=== Goal ===
Your task is to reproduce, verbatim and without pictures, the lines from the opening of the listing through the line containing "import React from 'react';".
======== Source material ========
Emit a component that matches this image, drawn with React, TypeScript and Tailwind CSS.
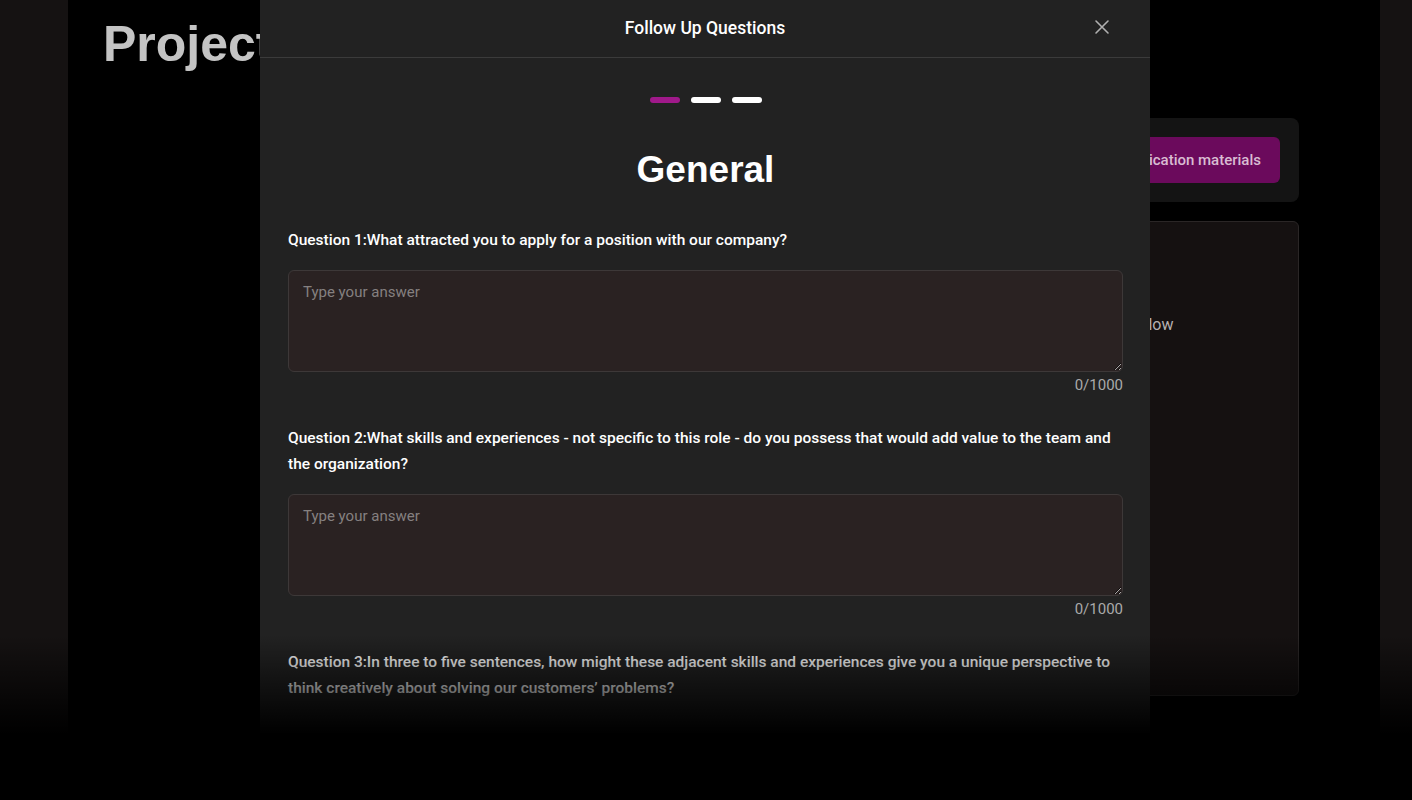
import React from 'react';

const questions = [
  'Question 1:What attracted you to apply for a position with our company?',
  'Question 2:What skills and experiences - not specific to this role - do you possess that would add value to the team and the organization?',
  'Question 3:In three to five sentences, how might these adjacent skills and experiences give you a unique perspective to think creatively about solving our customers’ problems?',
];

function Background() {
  return (
    <div className="flex h-[800px] w-full bg-[#151212]">
      <div className="w-[68px]" />
      <main className="flex flex-1 gap-8 bg-black pl-[35px] pr-[81px] pt-[14px]">
        <div className="flex-1">
          <h1 className="text-[50px] font-bold leading-[60px] text-[#c4c4c4] [font-family:'Liberation_Sans',Arial,sans-serif]">
            Projects
          </h1>
        </div>
        <div className="flex w-[400px] flex-col gap-[19px] pt-[104px]">
          <div className="flex justify-end rounded-lg bg-[#141414] p-[19px]">
            <button className="h-[46px] rounded-md bg-[#6b0a5c] px-[19px] text-[15px] font-medium text-[#d9bcd2]">
              Upload application materials
            </button>
          </div>
          <div className="h-[475px] rounded-md border border-[#2a2626] bg-[#151111] pr-[124.5px] pt-[91px]">
            <p className="whitespace-nowrap text-right text-[16px] text-[#b5b0b0]">Complete the steps that follow</p>
          </div>
        </div>
      </main>
      <div className="w-[32px]" />
    </div>
  );
}

function Pill({ active }: { active?: boolean }) {
  return <span className={active ? 'h-[6px] w-[30px] rounded-full bg-[#a0198a]' : 'h-[6px] w-[30px] rounded-full bg-white'} />;
}

function Question({ text, withInput }: { text: string; withInput: boolean }) {
  return (
    <div className="mb-[30px]">
      <p className="text-[15.5px] font-medium leading-[26px] text-white">{text}</p>
      {withInput ? (
        <>
          <textarea
            placeholder="Type your answer"
            className="mt-[17px] block h-[102px] w-full resize-y rounded-md border border-[#3d3838] bg-[#2a2222] px-[14px] py-[11px] text-[15px] leading-[20px] text-white outline-none placeholder:text-[#858080]"
          />
          <div className="mt-[3px] text-right text-[15px] leading-[20px] text-[#aaaaaa]">0/1000</div>
        </>
      ) : null}
    </div>
  );
}

export default function App() {
  return (
    <div className="relative h-[800px] w-full overflow-hidden [font-family:Roboto,'Noto_Sans',sans-serif]">
      <Background />

      <div className="absolute left-[260px] top-0 h-[800px] w-[890px] bg-[#222222]">
        <header className="relative flex h-[58px] items-center justify-center border-b border-[#3b3b3b]">
          <h2 className="text-[17.5px] font-medium text-white">Follow Up Questions</h2>
          <button className="absolute right-[40px] top-[19px] text-[#b0b0b0]" aria-label="Close">
            <svg width="16" height="16" viewBox="0 0 16 16" fill="none" stroke="currentColor" strokeWidth="1.6" strokeLinecap="round">
              <path d="M2 2l12 12M14 2L2 14" />
            </svg>
          </button>
        </header>

        <div className="px-[28px] pr-[27px]">
          <div className="flex justify-center gap-[11px] pt-[39px]">
            <Pill active />
            <Pill />
            <Pill />
          </div>
          <h3 className="mt-[47px] text-center text-[37px] font-bold leading-[40px] text-white [font-family:'Liberation_Sans',Arial,sans-serif]">
            General
          </h3>
          <div className="mt-[37px]">
            {questions.map((q, i) => (
              <Question key={q} text={q} withInput={i < 2} />
            ))}
          </div>
        </div>
      </div>

      <div className="pointer-events-none absolute inset-x-0 bottom-0 h-[165px] bg-[linear-gradient(to_bottom,transparent,#000_60%)]" />
    </div>
  );
}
========
=== Answer to this task ===
Emit a component that matches this image, drawn with React, TypeScript and Tailwind CSS.
import React from 'react';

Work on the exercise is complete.